— Task statement —
Write out the material exactly, leaving every picture behind.

— Provided material —
◇ ◇ ◇

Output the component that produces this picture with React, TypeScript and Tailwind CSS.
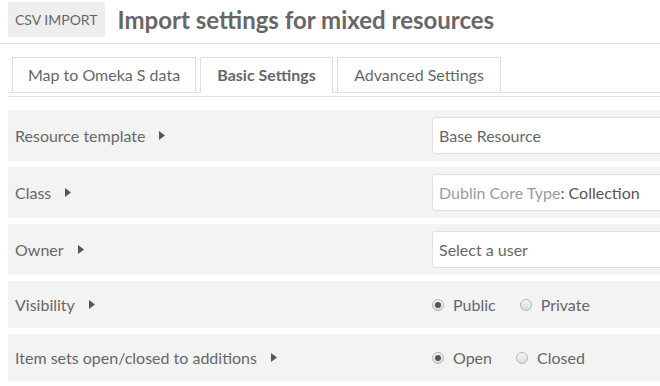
const Caret = () => (
  <svg width="6" height="9" viewBox="0 0 6 9" className="ml-[14px] shrink-0">
    <path d="M0 0 L6 4.5 L0 9 Z" fill="#555555" />
  </svg>
);

const Radio = ({ checked, label }: { checked?: boolean; label: string }) => (
  <label className="flex items-center">
    <span className="relative w-[12px] h-[12px] rounded-full border border-[#b5b5b5] bg-gradient-to-b from-[#f5f5f5] to-[#dcdcdc] flex items-center justify-center">
      {checked && <span className="w-[6px] h-[6px] rounded-full bg-[#555]" />}
    </span>
    <span className="ml-[9px]">{label}</span>
  </label>
);

const Row = ({ label, tall = true, children }: { label: string; tall?: boolean; children: React.ReactNode }) => (
  <div className={`flex items-center bg-[#f3f3f3] ml-[8px] w-[760px] shrink-0 ${tall ? 'h-[51px]' : 'h-[47px]'}`}>
    <div className="w-[424px] shrink-0 pl-[7px] flex items-center">
      {label}
      <Caret />
    </div>
    <div className="flex-1 flex items-center">{children}</div>
  </div>
);

const Input = ({ children }: { children: React.ReactNode }) => (
  <div className="h-[37px] w-[300px] shrink-0 bg-white border border-[#dfdfdf] rounded-[3px] flex items-center pl-[6px]">
    {children}
  </div>
);

export default function App() {
  return (
    <div
      className="w-[660px] h-[386px] overflow-hidden bg-white text-[16px] text-[#676767]"
      style={{ fontFamily: 'Lato, "Open Sans", sans-serif' }}
    >
      <header className="h-[44px] border-b border-[#dedede] pt-[2px] flex items-start">
        <div className="ml-[8px] h-[35px] px-[7px] bg-[#eeeeee] flex items-center text-[14px]">CSV IMPORT</div>
        <h1 className="ml-[13px] h-[35px] flex items-center text-[24px] font-bold">Import settings for mixed resources</h1>
      </header>

      <nav className="mt-[13px] ml-[8px] flex items-end border-b border-[#dedede] h-[36px]">
        <div className="ml-[4px] h-[35px] w-[184px] border-t border-x border-[#dedede] flex items-center justify-center">
          Map to Omeka S data
        </div>
        <div className="ml-[4px] h-[36px] -mb-px w-[133px] border-t border-x border-[#dedede] bg-white flex items-center justify-center font-bold pb-px">
          Basic Settings
        </div>
        <div className="ml-[4px] h-[35px] w-[164px] border-t border-x border-[#dedede] flex items-center justify-center">
          Advanced Settings
        </div>
      </nav>
      <div className="mt-[3px] ml-[8px] border-t border-[#dedede]" />

      <div className="mt-[13px] flex flex-col gap-[6px]">
        <Row label="Resource template">
          <Input>Base Resource</Input>
        </Row>
        <Row label="Class">
          <Input>
            <span className="text-[#9a9a9a]">Dublin Core Type</span>
            <span className="text-[#555]">: Collection</span>
          </Input>
        </Row>
        <Row label="Owner">
          <Input>Select a user</Input>
        </Row>
        <Row label="Visibility" tall={false}>
          <div className="flex items-center gap-[24px]">
            <Radio checked label="Public" />
            <Radio label="Private" />
          </div>
        </Row>
        <Row label="Item sets open/closed to additions" tall={false}>
          <div className="flex items-center gap-[24px]">
            <Radio checked label="Open" />
            <Radio label="Closed" />
          </div>
        </Row>
      </div>
    </div>
  );
}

◇ ◇ ◇

— Correct answer —
Output the component that produces this picture with React, TypeScript and Tailwind CSS.
const Caret = () => (
  <svg width="6" height="9" viewBox="0 0 6 9" className="ml-[14px] shrink-0">
    <path d="M0 0 L6 4.5 L0 9 Z" fill="#555555" />
  </svg>
);

const Radio = ({ checked, label }: { checked?: boolean; label: string }) => (
  <label className="flex items-center">
    <span className="relative w-[12px] h-[12px] rounded-full border border-[#b5b5b5] bg-gradient-to-b from-[#f5f5f5] to-[#dcdcdc] flex items-center justify-center">
      {checked && <span className="w-[6px] h-[6px] rounded-full bg-[#555]" />}
    </span>
    <span className="ml-[9px]">{label}</span>
  </label>
);

const Row = ({ label, tall = true, children }: { label: string; tall?: boolean; children: React.ReactNode }) => (
  <div className={`flex items-center bg-[#f3f3f3] ml-[8px] w-[760px] shrink-0 ${tall ? 'h-[51px]' : 'h-[47px]'}`}>
    <div className="w-[424px] shrink-0 pl-[7px] flex items-center">
      {label}
      <Caret />
    </div>
    <div className="flex-1 flex items-center">{children}</div>
  </div>
);

const Input = ({ children }: { children: React.ReactNode }) => (
  <div className="h-[37px] w-[300px] shrink-0 bg-white border border-[#dfdfdf] rounded-[3px] flex items-center pl-[6px]">
    {children}
  </div>
);

export default function App() {
  return (
    <div
      className="w-[660px] h-[386px] overflow-hidden bg-white text-[16px] text-[#676767]"
      style={{ fontFamily: 'Lato, "Open Sans", sans-serif' }}
    >
      <header className="h-[44px] border-b border-[#dedede] pt-[2px] flex items-start">
        <div className="ml-[8px] h-[35px] px-[7px] bg-[#eeeeee] flex items-center text-[14px]">CSV IMPORT</div>
        <h1 className="ml-[13px] h-[35px] flex items-center text-[24px] font-bold">Import settings for mixed resources</h1>
      </header>

      <nav className="mt-[13px] ml-[8px] flex items-end border-b border-[#dedede] h-[36px]">
        <div className="ml-[4px] h-[35px] w-[184px] border-t border-x border-[#dedede] flex items-center justify-center">
          Map to Omeka S data
        </div>
        <div className="ml-[4px] h-[36px] -mb-px w-[133px] border-t border-x border-[#dedede] bg-white flex items-center justify-center font-bold pb-px">
          Basic Settings
        </div>
        <div className="ml-[4px] h-[35px] w-[164px] border-t border-x border-[#dedede] flex items-center justify-center">
          Advanced Settings
        </div>
      </nav>
      <div className="mt-[3px] ml-[8px] border-t border-[#dedede]" />

      <div className="mt-[13px] flex flex-col gap-[6px]">
        <Row label="Resource template">
          <Input>Base Resource</Input>
        </Row>
        <Row label="Class">
          <Input>
            <span className="text-[#9a9a9a]">Dublin Core Type</span>
            <span className="text-[#555]">: Collection</span>
          </Input>
        </Row>
        <Row label="Owner">
          <Input>Select a user</Input>
        </Row>
        <Row label="Visibility" tall={false}>
          <div className="flex items-center gap-[24px]">
            <Radio checked label="Public" />
            <Radio label="Private" />
          </div>
        </Row>
        <Row label="Item sets open/closed to additions" tall={false}>
          <div className="flex items-center gap-[24px]">
            <Radio checked label="Open" />
            <Radio label="Closed" />
          </div>
        </Row>
      </div>
    </div>
  );
}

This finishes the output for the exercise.